Über die Gründe für den dramatischen Einbruch der Neubauzahlen wird seitdem heftig spekuliert und gestritten. Während die einen auf die wachsende Zinsbelastung sowie gestiegene Rohstoffpreise und Fachkräftemangel verweisen, benennen andere bürokratische Hürden für Baufirmen. Anke Frieling, Sprecherin für Stadtentwicklung der CDU-Bürgerschaftsfraktion, kritisiert: „Es kann nicht sein, dass es in Teilen Hamburgs mehr als ein Jahr dauert, bis eine Baugenehmigung erteilt wird. Die Bauprüf-ämter müssen personell besser aufgestellt werden, vor allem aber muss sich in den Ämtern eine Ermöglichungskultur etablieren. Dazu müssen dringend Baustandards gelockert und Vorteile des seriellen Bauens genutzt werden.“
Andreas Breitner, Direktor des Verbands norddeutscher Wohnungsunternehmen (VNW), gibt eine einfache Erklärung: „Bauen ist einfach zu teuer geworden. Deshalb bauen Unternehmen kaum noch.“ Der VNW vertritt hauptsächlich Wohnungsgenossenschaften. Weiterhin spiele „der massive Anstieg der Baupreise, die (zeitweise) hohe Inflation und die gestiegenen Zinsen“ eine ebensolche Rolle. Breitner: „Baugenehmigungsverfahren dauern nach wie vor zu lange, die Hamburgische Bauordnung ist ein bürokratisches Monstrum.“ Auch Kay Brahmst vom Landesverband Nord des Bundesverbands Freier Immobilien- und Wohnungsunternehmen (BFW) erklärt: „Wir müssen von den viel zu hohen Baukosten und -standards herunterkommen.

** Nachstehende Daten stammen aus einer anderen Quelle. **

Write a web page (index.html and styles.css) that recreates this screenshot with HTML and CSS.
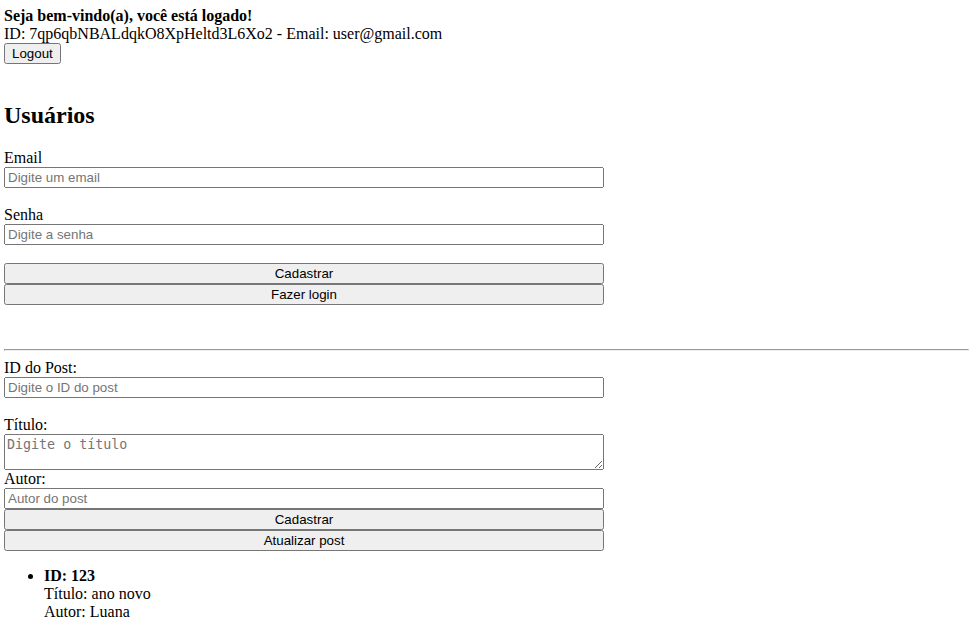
FILE: index.html
```html
<!DOCTYPE html>
<html lang="pt-BR">
<head>
<meta charset="utf-8">
<title>Usuários</title>
<link rel="stylesheet" href="styles.css">
</head>
<body class="page">
  <div class="welcome">
    <strong>Seja bem-vindo(a), você está logado!</strong><br>
    <span>ID: 7qp6qbNBALdqkO8XpHeltd3L6Xo2 - Email: user@gmail.com</span><br>
    <button class="btn">Logout</button>
  </div>

  <h2 class="title">Usuários</h2>

  <div class="form">
    <label class="label">Email</label>
    <input class="field" type="text" placeholder="Digite um email">
    <label class="label gap">Senha</label>
    <input class="field" type="password" placeholder="Digite a senha">
    <button class="btn wide gap">Cadastrar</button>
    <button class="btn wide">Fazer login</button>
  </div>

  <hr class="rule">

  <div class="form">
    <label class="label">ID do Post:</label>
    <input class="field" type="text" placeholder="Digite o ID do post">
    <label class="label gap">Título:</label>
    <textarea class="area" placeholder="Digite o título"></textarea>
    <label class="label">Autor:</label>
    <input class="field" type="text" placeholder="Autor do post">
    <button class="btn wide">Cadastrar</button>
    <button class="btn wide">Atualizar post</button>
  </div>

  <ul class="posts">
    <li>
      <strong>ID: 123</strong><br>
      <span>Título: ano novo</span><br>
      <span>Autor: Luana</span>
    </li>
  </ul>
</body>
</html>
```
FILE: styles.css
```css
.page {
  margin: 0;
  padding: 7px 0 0 4px;
  font-family: "Liberation Serif", "Times New Roman", serif;
  font-size: 16px;
  color: #000;
  background: #fff;
}

.welcome {
  line-height: normal;
}

.btn {
  font-family: "Liberation Sans", Arial, sans-serif;
  font-size: 13.333px;
  margin: 0;
}

.title {
  font-size: 24px;
  font-weight: bold;
  margin: 38px 0 20px;
}

.form {
  display: flex;
  flex-direction: column;
  align-items: flex-start;
}

.label {
  display: block;
}

.gap {
  margin-top: 18px;
}

.field {
  display: block;
  box-sizing: border-box;
  width: 600px;
  height: 21px;
  margin: 0;
  font-family: "Liberation Sans", Arial, sans-serif;
  font-size: 13.333px;
}

.wide {
  display: block;
  box-sizing: border-box;
  width: 600px;
  height: 21px;
}

.area {
  display: block;
  box-sizing: border-box;
  width: 600px;
  height: 36px;
  margin: 0;
  font-family: "DejaVu Sans Mono", monospace;
  font-size: 13.333px;
}

.rule {
  margin: 44px 0 8px;
}

.posts {
  margin: 16px 0;
  padding-left: 40px;
}
```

Das ist der einzige Weg, um den Wohnraum zu schaffen, den wir so dringend brauchen.“
Dass bürokratische Hürden Baugenehmigungen verzögern, scheint auch den senatstragenden Regierungsparteien SPD und Grüne bewusst zu sein. In einer gemeinsamen Erklärung sprechen sich Martina Koeppen (SPD) und Olaf Duge (Grüne) für den „Gebäudetyp E“ aus, wie er bei einer Tagung der Bundesarchitektenkammer 2022 vorgestellt wurde. „E“ steht dabei für „einfach“, so Koeppen: Dieser Ansatz öffne „einen zusätzlichen Planungsweg, der innovatives, kostensenkendes und ressourcenschonendes Bauen möglich macht“. Allerdings müsse dazu zunächst der Bund tätig werden und die gesetzlichen Grundlagen schaffen.

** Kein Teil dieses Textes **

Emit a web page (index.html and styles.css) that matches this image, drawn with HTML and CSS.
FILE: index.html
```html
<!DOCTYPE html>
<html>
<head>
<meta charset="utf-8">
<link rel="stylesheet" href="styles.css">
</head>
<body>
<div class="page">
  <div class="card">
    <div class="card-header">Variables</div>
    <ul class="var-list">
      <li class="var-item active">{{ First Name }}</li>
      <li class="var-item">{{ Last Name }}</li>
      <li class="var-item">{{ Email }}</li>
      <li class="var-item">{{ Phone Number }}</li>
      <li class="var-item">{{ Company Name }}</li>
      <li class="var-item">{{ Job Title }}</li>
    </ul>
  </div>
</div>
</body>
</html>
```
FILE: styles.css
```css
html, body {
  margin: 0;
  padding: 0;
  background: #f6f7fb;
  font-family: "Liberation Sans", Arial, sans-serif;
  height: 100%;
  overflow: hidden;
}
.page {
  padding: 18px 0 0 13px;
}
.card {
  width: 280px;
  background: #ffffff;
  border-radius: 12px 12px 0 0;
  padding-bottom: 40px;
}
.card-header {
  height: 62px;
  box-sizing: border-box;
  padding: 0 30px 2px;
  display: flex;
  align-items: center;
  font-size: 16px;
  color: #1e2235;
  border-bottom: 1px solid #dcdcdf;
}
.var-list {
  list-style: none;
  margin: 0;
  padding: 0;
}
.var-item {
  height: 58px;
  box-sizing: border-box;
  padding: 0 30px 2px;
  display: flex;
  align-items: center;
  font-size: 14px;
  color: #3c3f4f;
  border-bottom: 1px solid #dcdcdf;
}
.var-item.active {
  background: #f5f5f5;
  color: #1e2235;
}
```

Wann aber der „Gebäudetyp E“ Gesetzeskraft erlangt, steht noch in den Sternen. Solange müssen all jene, die auf den „freien“ Markt angewiesen sind, weiterhin annähernd Mondpreise für eine Bleibe zahlen und füllen so die Konten der Anbieter. Darauf verweist auch Dr. Rolf Bosse in seiner Kolumne „Bosses Blick“ in dieser Ausgabe des MieterJournals: In einem „angespannten Wohnungsmarkt“ ließen sich eben mit diesen horrenden Mieten entsprechende Rendite erzielen.
Daher müsse ein „Mietendeckel“ her, fordert Linkenpolitikerin Heike Sudmann: „Ein Mietendeckel schreckt auch diejenigen ab, die mit Wohnungsneubau sich langfristig überhöhte Gewinne sichern wollen.“ Darüber hinaus sei „eine neue Wohnungsgemeinnützigkeit“ überfällig. Sprich: Die Stadt müsse mehr Sozialwohnungen fördern und bauen.